--- Information supplied ---

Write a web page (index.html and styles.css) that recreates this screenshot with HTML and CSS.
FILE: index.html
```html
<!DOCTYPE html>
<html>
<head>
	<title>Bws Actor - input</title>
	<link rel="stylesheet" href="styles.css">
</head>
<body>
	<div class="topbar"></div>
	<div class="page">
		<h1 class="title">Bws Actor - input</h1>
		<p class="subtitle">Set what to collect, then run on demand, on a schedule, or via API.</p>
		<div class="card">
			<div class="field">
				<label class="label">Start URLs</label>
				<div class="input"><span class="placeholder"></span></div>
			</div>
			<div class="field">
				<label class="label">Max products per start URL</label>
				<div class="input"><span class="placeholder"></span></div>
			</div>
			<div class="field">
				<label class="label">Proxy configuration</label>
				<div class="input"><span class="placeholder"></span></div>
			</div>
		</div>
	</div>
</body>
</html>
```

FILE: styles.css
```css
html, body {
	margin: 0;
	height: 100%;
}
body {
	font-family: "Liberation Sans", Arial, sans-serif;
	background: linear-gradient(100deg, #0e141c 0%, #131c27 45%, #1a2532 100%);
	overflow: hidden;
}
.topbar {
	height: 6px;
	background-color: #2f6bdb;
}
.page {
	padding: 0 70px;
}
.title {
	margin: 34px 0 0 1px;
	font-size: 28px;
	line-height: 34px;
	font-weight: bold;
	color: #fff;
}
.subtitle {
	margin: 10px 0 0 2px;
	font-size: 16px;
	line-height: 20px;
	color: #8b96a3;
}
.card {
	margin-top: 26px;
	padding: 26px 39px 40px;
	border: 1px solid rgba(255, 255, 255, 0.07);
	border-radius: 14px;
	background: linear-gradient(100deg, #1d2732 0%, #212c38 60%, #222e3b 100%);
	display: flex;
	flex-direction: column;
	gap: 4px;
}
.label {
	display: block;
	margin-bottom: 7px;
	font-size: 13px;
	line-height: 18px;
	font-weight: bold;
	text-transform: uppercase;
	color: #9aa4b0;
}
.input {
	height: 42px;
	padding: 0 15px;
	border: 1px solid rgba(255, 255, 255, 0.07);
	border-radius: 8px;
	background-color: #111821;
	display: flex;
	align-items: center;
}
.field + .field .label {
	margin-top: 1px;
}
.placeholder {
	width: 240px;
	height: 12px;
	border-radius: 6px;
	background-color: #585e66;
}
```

---
--- Information supplied ---

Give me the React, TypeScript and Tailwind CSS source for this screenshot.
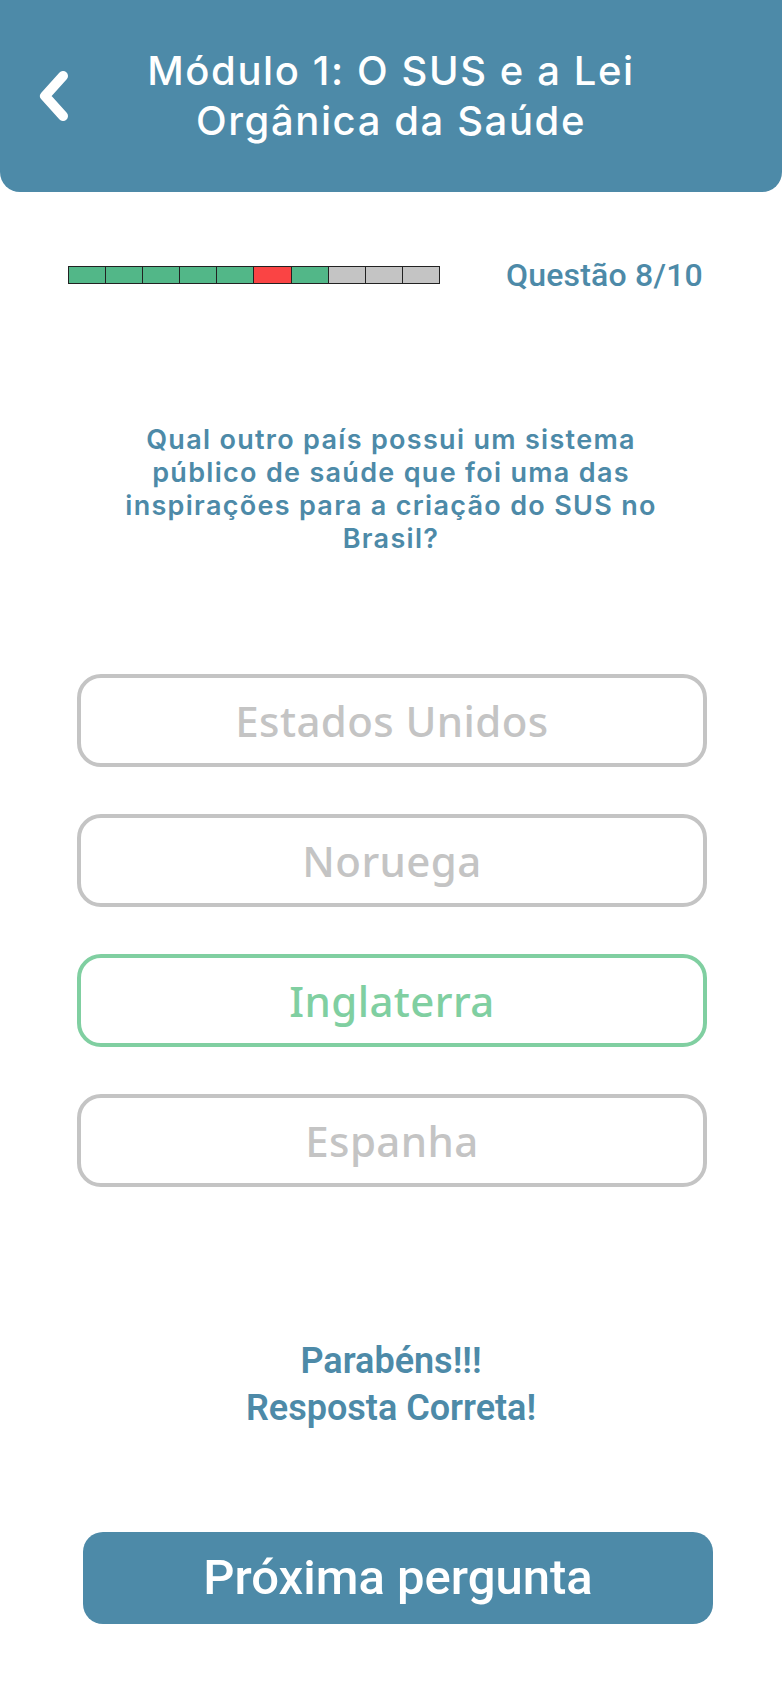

---

Exercise details: Copy out every line of the material above that mentions the word "styles".

Answer to this exercise:
Write a web page (index.html and styles.css) that recreates this screenshot with HTML and CSS.
	<link rel="stylesheet" href="styles.css">
FILE: styles.css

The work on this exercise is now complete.